BAŞLARINI SOKABİLECEK EVLERİ YOK
Başlarını sokabilecek bir yer bulmak tüm Suriyeliler için büyük sorun. Çünkü kimse ev vermek istemiyor. Ev verenler de fahiş kiralar istediği için bu hem göçmenleri hem de Türkiyelileri olumsuz etkiliyor. Bazı emlakçılar durumu fırsata çevirmiş! Kefil oldukları Suriyelilerden fazladan para isteyen emlakçılar, onlar adına yatırdıkları su ve elektrik faturaları için de “ayak parası” alıyor. Aileleriyle gelen işçiler, evlerine birkaç maaş girdiği için ev tutup nispeten iyi koşullarda yaşabiliyor. Yalnız gelen ya da bekar işçiler o kadar şanslı değil. Bazıları 10-11 kişi bir araya gelip ev tutmuş. Patronların kiraladığı evlerde ya da atölyelerde kalanlar ise en şanssızları. Başlarını sokabilecekleri bir evleri olmadığı için kendilerine dayatılan bütün koşullara boyun eğmek zorunda kalıyorlar.
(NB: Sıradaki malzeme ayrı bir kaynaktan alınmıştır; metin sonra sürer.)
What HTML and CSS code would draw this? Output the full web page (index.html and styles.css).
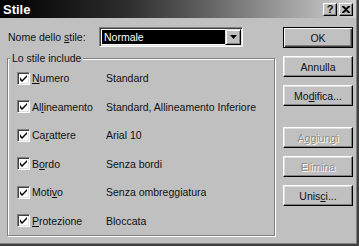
FILE: index.html
```html
<!DOCTYPE html>
<html lang="it">

<head>
    <meta charset="UTF-8">
    <meta name="viewport" content="width=device-width, initial-scale=1.0">
    <title>Stile</title>
    <link rel="stylesheet" href="styles.css">
</head>

<body>
    <div class="dialog">
        <div class="titlebar">
            <span class="title">Stile</span>
            <div class="titleBtns">
                <span class="tbtn help">?</span>
                <span class="tbtn">
                    <svg width="8" height="7" viewBox="0 0 8 7">
                        <path d="M0 0h2l2 2 2-2h2v1L5 3.5 8 6v1H6L4 5 2 7H0V6l3-2.5L0 1z" fill="#000" />
                    </svg>
                </span>
            </div>
        </div>
        <div class="content">
            <div class="main">
                <div class="nameRow">
                    <span class="nameLabel">Nome dello <u>s</u>tile:</span>
                    <div class="combo">
                        <span class="comboValue">Normale</span>
                        <span class="comboArrow">
                            <svg width="7" height="4" viewBox="0 0 7 4">
                                <path d="M0 0h7L3.5 4z" fill="#000" />
                            </svg>
                        </span>
                    </div>
                </div>
                <div class="group">
                    <span class="legend">Lo stile include</span>
                    <ul class="opts">
                        <li class="opt">
                            <span class="chk"><span class="box"><svg width="7" height="7" viewBox="0 0 7 7"><path d="M0 2v3l2 2 5-5V0L2 5z" fill="#000" /></svg></span><u>N</u>umero</span>
                            <span class="val">Standard</span>
                        </li>
                        <li class="opt">
                            <span class="chk"><span class="box"><svg width="7" height="7" viewBox="0 0 7 7"><path d="M0 2v3l2 2 5-5V0L2 5z" fill="#000" /></svg></span>Al<u>l</u>ineamento</span>
                            <span class="val">Standard, Allineamento Inferiore</span>
                        </li>
                        <li class="opt">
                            <span class="chk"><span class="box"><svg width="7" height="7" viewBox="0 0 7 7"><path d="M0 2v3l2 2 5-5V0L2 5z" fill="#000" /></svg></span>Ca<u>r</u>attere</span>
                            <span class="val">Arial 10</span>
                        </li>
                        <li class="opt">
                            <span class="chk"><span class="box"><svg width="7" height="7" viewBox="0 0 7 7"><path d="M0 2v3l2 2 5-5V0L2 5z" fill="#000" /></svg></span>B<u>o</u>rdo</span>
                            <span class="val">Senza bordi</span>
                        </li>
                        <li class="opt">
                            <span class="chk"><span class="box"><svg width="7" height="7" viewBox="0 0 7 7"><path d="M0 2v3l2 2 5-5V0L2 5z" fill="#000" /></svg></span>Moti<u>v</u>o</span>
                            <span class="val">Senza ombreggiatura</span>
                        </li>
                        <li class="opt">
                            <span class="chk"><span class="box"><svg width="7" height="7" viewBox="0 0 7 7"><path d="M0 2v3l2 2 5-5V0L2 5z" fill="#000" /></svg></span><u>P</u>rotezione</span>
                            <span class="val">Bloccata</span>
                        </li>
                    </ul>
                </div>
            </div>
            <div class="buttons">
                <button class="btn default">OK</button>
                <button class="btn">Annulla</button>
                <button class="btn">Mo<u>d</u>ifica...</button>
                <button class="btn disabled spaced">Aggiungi</button>
                <button class="btn disabled">Elimina</button>
                <button class="btn">Unis<u>c</u>i...</button>
            </div>
        </div>
    </div>
</body>

</html>
```

FILE: styles.css
```css
* {
    margin: 0;
    padding: 0;
    list-style: none;
    box-sizing: border-box;
}

body {
    font-family: "Liberation Sans", Arial, sans-serif;
    font-size: 10.5px;
    color: #111;
    background: #c0c0c0;
}

.dialog {
    width: 359px;
    height: 246px;
    background: #c0c0c0;
    border-right: 2px solid #404040;
    border-bottom: 2px solid #404040;
    box-shadow: inset -1px -1px 0 #808080;
}

.titlebar {
    height: 18px;
    width: 356px;
    display: flex;
    align-items: center;
    justify-content: space-between;
    padding: 0 3px;
    background: linear-gradient(to right, #000 0%, #2c2c2c 35%, #5a5a5a 55%, #d2d2d2 100%);
}

.title {
    color: #fff;
    font-weight: bold;
    font-size: 13px;
}

.titleBtns {
    display: flex;
    gap: 2px;
}

.tbtn {
    width: 14px;
    height: 13px;
    display: flex;
    align-items: center;
    justify-content: center;
    background: #c0c0c0;
    border: 1px solid;
    border-color: #fff #000 #000 #fff;
    box-shadow: inset -1px -1px 0 #808080;
    font-weight: bold;
    font-size: 11px;
    line-height: 1;
}

.content {
    display: flex;
    padding: 9px 0 0 7px;
}

.main {
    width: 268px;
}

.nameRow {
    display: flex;
    align-items: center;
    height: 20px;
}

.nameLabel {
    width: 92px;
    padding-left: 1px;
}

.combo {
    width: 144px;
    height: 20px;
    display: flex;
    background: #fff;
    border: 1px solid;
    border-color: #808080 #fff #fff #808080;
    box-shadow: inset 1px 1px 0 #404040, inset -1px -1px 0 #dfdfdf;
    padding: 2px;
}

.comboValue {
    flex: 1;
    background: #000;
    color: #fff;
    padding-left: 2px;
    line-height: 14px;
}

.comboArrow {
    width: 16px;
    display: flex;
    align-items: center;
    justify-content: center;
    background: #c0c0c0;
    border: 1px solid;
    border-color: #dfdfdf #000 #000 #dfdfdf;
    box-shadow: inset 1px 1px 0 #fff, inset -1px -1px 0 #808080;
    margin: -1px -1px -1px 0;
}

.group {
    position: relative;
    margin-top: 11px;
    height: 178px;
    border: 1px solid #808080;
    box-shadow: inset 1px 1px 0 #fff, 1px 1px 0 #fff;
    padding-top: 5px;
}

.legend {
    position: absolute;
    top: -7px;
    left: 2px;
    padding: 0 2px;
    line-height: 13px;
    background: #c0c0c0;
}

.opt {
    height: 28.5px;
    display: grid;
    grid-template-columns: 89px 1fr;
    align-items: center;
    padding-left: 9px;
}

.chk {
    display: flex;
    align-items: center;
}

.box {
    width: 13px;
    height: 13px;
    margin-right: 2px;
    display: flex;
    align-items: center;
    justify-content: center;
    background: #fff;
    border: 1px solid;
    border-color: #808080 #fff #fff #808080;
    box-shadow: inset 1px 1px 0 #404040, inset -1px -1px 0 #dfdfdf;
}

.buttons {
    width: 70px;
    margin-left: 8px;
    display: flex;
    flex-direction: column;
    gap: 8px;
}

.btn {
    height: 21px;
    font-family: inherit;
    font-size: 10.5px;
    color: #111;
    background: #c0c0c0;
    border: 1px solid;
    border-color: #fff #000 #000 #fff;
    box-shadow: inset -1px -1px 0 #808080, inset 1px 1px 0 #dfdfdf;
}

.default {
    border-color: #000;
    box-shadow: inset 1px 1px 0 #fff, inset -1px -1px 0 #404040, inset -2px -2px 0 #808080;
}

.disabled {
    color: #8c8c8c;
    text-shadow: 1px 1px 0 #fff;
}

.spaced {
    margin-top: 13px;
}
```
ANTEP BİZİM İÇİN CEHENNEMDİ
Halep’ten 3 yıl önce Türkiye’ye gelen Muhammed Hüseyin daha önce Antep’teymiş. Antep’te 4 ay kalabilmişler. “Çok fazla göçmen olduğu için yerel halk bize çok kötü davranıyordu, o yüzden orada duramadık” diyen Hüseyin, biraz parası ve mesleği olanların İstanbul’un yolunu tuttuğunu söylüyor. Hüseyin, “Neden kamplarda kalmıyorsunuz?” sorumuzu ise şöyle yanıtlıyor: “Antep’teki kamplarda tuvaletlerin kapısı bile yok. Kız çocuklarını kaçırıp tecavüz ediyorlar. Antep bizim için cehennem gibiydi.” Hükümetin vadettiği kömürü vermemesi nedeniyle kışı soğukta geçirdiklerini söyleyen Hüseyin, “Suriye’deki durum yüzde 50 bile düzelse geri dönmek istediğini” dile getiriyor.
LOKANTADA DA AYRIM VAR
Kendi dilini bilen patronun yanında çalışma eğilimi, lokantalarda da karşılığını bulmuş. Örneğin Ali Atta’nın lokantasına daha çok Türkmen işçiler gelirken, karşısında bulunan ve sahibi Arap olan lokantaya ise daha çok Arap işçiler gidiyor. Her iki lokantada da Suriye’nin yöresel yemekleri ağırlıkta. Televizyonda Arap kanalları açık. Parasını verdikleri halde bazı toptancıların kendilerine mal satmadıklarından şikayet eden lokanta sahipleri işçilerin de genellikle veresiye yediğini, çoğu işçinin para alamadığı için borçlarını ödeyemediğini belirtiyor.
OKUL KÜÇÜK GELMEYİN!
Musab 15, Muhammed 19 yaşında iki kardeş. Çalışmak zorunda olduklarından okula gidemiyorlar. Aynı evde 11 kişi yaşadıklarını söyleyen Musab ve Muhammed’in küçük kardeşleri, bir süre okula gitmiş. Daha doğrusu gitmek istemiş, ama “Okul küçük” diye almamışlar. Şimdi bir evde verilen Kur’an kursuna gidiyorlar.